| TASK |
Your task is to output the listing word for word, with pictures excluded.

#####

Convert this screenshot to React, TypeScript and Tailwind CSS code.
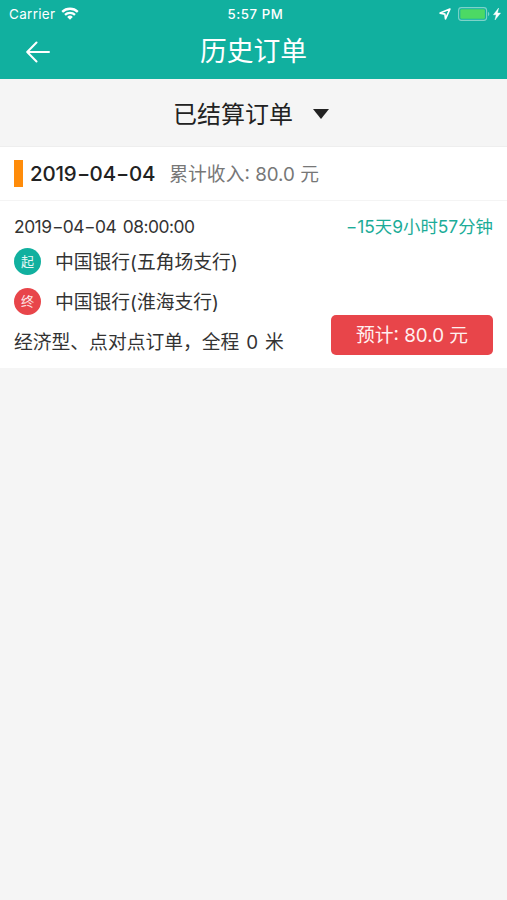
import { Fragment } from 'react';

const FONT = "font-['Inter','Noto_Sans_CJK_SC',sans-serif]";

function Dashed({ text }: { text: string }) {
  return (
    <>
      {text.split('-').map((part, i) => (
        <Fragment key={i}>
          {i > 0 && <span className="inline-block w-[0.64em] origin-center scale-x-[1.4] text-center">-</span>}
          {part}
        </Fragment>
      ))}
    </>
  );
}

function StatusBar() {
  return (
    <div className="grid h-[27px] grid-cols-3 items-center pl-[9px] pr-[5px] text-[13px] leading-none">
      <div className="flex items-center gap-[6px]">
        <span className="pt-[2px] text-[13.5px] tracking-[0.3px]">Carrier</span>
        <svg width="18" height="13" viewBox="0 0 18 13" fill="none" stroke="white" strokeWidth="2.3">
          <path d="M1.2 4.9a11.2 11.2 0 0 1 15.6 0" />
          <path d="M4 7.9a7.2 7.2 0 0 1 10 0" />
          <path d="M9 12.7 6.2 9.9a4 4 0 0 1 5.6 0z" fill="white" stroke="none" />
        </svg>
      </div>
      <span className="pt-[2px] text-center text-[13.2px] font-medium tracking-[0.6px]">5:57 PM</span>
      <div className="flex items-center justify-end">
        <svg width="12" height="12" viewBox="0 0 12 12" fill="none" stroke="white" strokeWidth="1.6" strokeLinejoin="round">
          <path d="M10.9 1.1 1.1 5.1l4.8 1 .6 4.8z" />
        </svg>
        <svg className="ml-[7px]" width="32" height="14" viewBox="0 0 32 14">
          <rect x="0.6" y="0.6" width="28" height="12.8" rx="2.8" fill="none" stroke="#7ed3c9" strokeWidth="1.1" />
          <rect x="2.3" y="2.3" width="24.6" height="9.4" rx="1.2" fill="#4cd964" />
          <path d="M30 4.8c1.8.8 1.8 3.6 0 4.4z" fill="#7ed3c9" />
        </svg>
        <svg className="ml-[3px] mr-px" width="8" height="12" viewBox="0 0 8 12" fill="white" stroke="white" strokeWidth="0.4">
          <path d="M5.6 0 .4 6.8h2.8L2 12l5.6-7H4.5z" />
        </svg>
      </div>
    </div>
  );
}

function Stop({ badge, color, name }: { badge: string; color: string; name: string }) {
  return (
    <div className="flex h-10 items-center">
      <span className={`flex size-[27px] items-center justify-center rounded-full text-[13px] leading-none text-white/90 ${color}`}>
        {badge}
      </span>
      <span className="ml-[14px] pt-[4px] text-[18.8px]">{name}</span>
    </div>
  );
}

export default function App() {
  return (
    <div className={`min-h-[900px] w-full bg-[#f5f5f5] leading-none text-[#333] ${FONT}`}>
      <header className="h-[79px] bg-[#11b09f] text-white">
        <StatusBar />
        <div className="grid h-[48px] grid-cols-[80px_1fr_80px] items-center">
          <svg className="ml-[26px] mt-[2px]" width="25" height="22" viewBox="0 0 25 22" fill="none" stroke="white" strokeWidth="2" strokeLinecap="round" strokeLinejoin="round">
            <path d="M10.5 1.5 1.2 11l9.3 9.5M1.5 11H23" />
          </svg>
          <h1 className="text-center text-[26.8px]">历史订单</h1>
        </div>
      </header>

      <div className="flex h-[68px] items-center justify-center border-b border-[#eee] text-[24px] text-[#222]">
        <span className="-ml-[5px] pt-[4px]">已结算订单</span>
        <svg className="ml-[20px] mt-[3px]" width="16" height="10" viewBox="0 0 16 10" fill="#222">
          <path d="M0 0h16L8 10z" />
        </svg>
      </div>

      <section className="bg-white">
        <div className="flex h-[54px] items-center border-b border-[#f4f4f4] pl-[14px]">
          <span className="h-[27px] w-[9px] bg-[#ff8c0a]" />
          <span className="ml-[7px] pt-[2px] text-[20.5px] font-medium tracking-[-0.2px] text-[#222]"><Dashed text="2019-04-04" /></span>
          <span className="ml-[14px] pt-[4px] text-[18.8px] text-[#777]">累计收入: 80.0 元</span>
        </div>

        <div className="h-[167px] px-[14px] pt-[10px]">
          <div className="flex h-[30px] items-center justify-between pt-[2px]">
            <span className="text-[17.4px] tracking-[-0.48px] [word-spacing:2px]"><Dashed text="2019-04-04 08:00:00" /></span>
            <span className="text-[17.4px] text-[#1cac98]"><Dashed text="-15天9小时57分钟" /></span>
          </div>
          <Stop badge="起" color="bg-[#11b09f]" name="中国银行(五角场支行)" />
          <Stop badge="终" color="bg-[#e8454a]" name="中国银行(淮海支行)" />
          <div className="flex h-10 items-center justify-between">
            <span className="pt-[5px] text-[18.8px] [word-spacing:1.6px]">经济型、点对点订单，全程 0 米</span>
            <button className="-mt-[13px] h-10 w-[162px] rounded-[5px] bg-[#e8454a] pt-[4px] text-[18.8px] text-[#fff0f0]">预计: 80.0 元</button>
          </div>
        </div>
      </section>
    </div>
  );
}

#####

| CORRECT ANSWER |
Convert this screenshot to React, TypeScript and Tailwind CSS code.
import { Fragment } from 'react';

const FONT = "font-['Inter','Noto_Sans_CJK_SC',sans-serif]";

function Dashed({ text }: { text: string }) {
  return (
    <>
      {text.split('-').map((part, i) => (
        <Fragment key={i}>
          {i > 0 && <span className="inline-block w-[0.64em] origin-center scale-x-[1.4] text-center">-</span>}
          {part}
        </Fragment>
      ))}
    </>
  );
}

function StatusBar() {
  return (
    <div className="grid h-[27px] grid-cols-3 items-center pl-[9px] pr-[5px] text-[13px] leading-none">
      <div className="flex items-center gap-[6px]">
        <span className="pt-[2px] text-[13.5px] tracking-[0.3px]">Carrier</span>
        <svg width="18" height="13" viewBox="0 0 18 13" fill="none" stroke="white" strokeWidth="2.3">
          <path d="M1.2 4.9a11.2 11.2 0 0 1 15.6 0" />
          <path d="M4 7.9a7.2 7.2 0 0 1 10 0" />
          <path d="M9 12.7 6.2 9.9a4 4 0 0 1 5.6 0z" fill="white" stroke="none" />
        </svg>
      </div>
      <span className="pt-[2px] text-center text-[13.2px] font-medium tracking-[0.6px]">5:57 PM</span>
      <div className="flex items-center justify-end">
        <svg width="12" height="12" viewBox="0 0 12 12" fill="none" stroke="white" strokeWidth="1.6" strokeLinejoin="round">
          <path d="M10.9 1.1 1.1 5.1l4.8 1 .6 4.8z" />
        </svg>
        <svg className="ml-[7px]" width="32" height="14" viewBox="0 0 32 14">
          <rect x="0.6" y="0.6" width="28" height="12.8" rx="2.8" fill="none" stroke="#7ed3c9" strokeWidth="1.1" />
          <rect x="2.3" y="2.3" width="24.6" height="9.4" rx="1.2" fill="#4cd964" />
          <path d="M30 4.8c1.8.8 1.8 3.6 0 4.4z" fill="#7ed3c9" />
        </svg>
        <svg className="ml-[3px] mr-px" width="8" height="12" viewBox="0 0 8 12" fill="white" stroke="white" strokeWidth="0.4">
          <path d="M5.6 0 .4 6.8h2.8L2 12l5.6-7H4.5z" />
        </svg>
      </div>
    </div>
  );
}

function Stop({ badge, color, name }: { badge: string; color: string; name: string }) {
  return (
    <div className="flex h-10 items-center">
      <span className={`flex size-[27px] items-center justify-center rounded-full text-[13px] leading-none text-white/90 ${color}`}>
        {badge}
      </span>
      <span className="ml-[14px] pt-[4px] text-[18.8px]">{name}</span>
    </div>
  );
}

export default function App() {
  return (
    <div className={`min-h-[900px] w-full bg-[#f5f5f5] leading-none text-[#333] ${FONT}`}>
      <header className="h-[79px] bg-[#11b09f] text-white">
        <StatusBar />
        <div className="grid h-[48px] grid-cols-[80px_1fr_80px] items-center">
          <svg className="ml-[26px] mt-[2px]" width="25" height="22" viewBox="0 0 25 22" fill="none" stroke="white" strokeWidth="2" strokeLinecap="round" strokeLinejoin="round">
            <path d="M10.5 1.5 1.2 11l9.3 9.5M1.5 11H23" />
          </svg>
          <h1 className="text-center text-[26.8px]">历史订单</h1>
        </div>
      </header>

      <div className="flex h-[68px] items-center justify-center border-b border-[#eee] text-[24px] text-[#222]">
        <span className="-ml-[5px] pt-[4px]">已结算订单</span>
        <svg className="ml-[20px] mt-[3px]" width="16" height="10" viewBox="0 0 16 10" fill="#222">
          <path d="M0 0h16L8 10z" />
        </svg>
      </div>

      <section className="bg-white">
        <div className="flex h-[54px] items-center border-b border-[#f4f4f4] pl-[14px]">
          <span className="h-[27px] w-[9px] bg-[#ff8c0a]" />
          <span className="ml-[7px] pt-[2px] text-[20.5px] font-medium tracking-[-0.2px] text-[#222]"><Dashed text="2019-04-04" /></span>
          <span className="ml-[14px] pt-[4px] text-[18.8px] text-[#777]">累计收入: 80.0 元</span>
        </div>

        <div className="h-[167px] px-[14px] pt-[10px]">
          <div className="flex h-[30px] items-center justify-between pt-[2px]">
            <span className="text-[17.4px] tracking-[-0.48px] [word-spacing:2px]"><Dashed text="2019-04-04 08:00:00" /></span>
            <span className="text-[17.4px] text-[#1cac98]"><Dashed text="-15天9小时57分钟" /></span>
          </div>
          <Stop badge="起" color="bg-[#11b09f]" name="中国银行(五角场支行)" />
          <Stop badge="终" color="bg-[#e8454a]" name="中国银行(淮海支行)" />
          <div className="flex h-10 items-center justify-between">
            <span className="pt-[5px] text-[18.8px] [word-spacing:1.6px]">经济型、点对点订单，全程 0 米</span>
            <button className="-mt-[13px] h-10 w-[162px] rounded-[5px] bg-[#e8454a] pt-[4px] text-[18.8px] text-[#fff0f0]">预计: 80.0 元</button>
          </div>
        </div>
      </section>
    </div>
  );
}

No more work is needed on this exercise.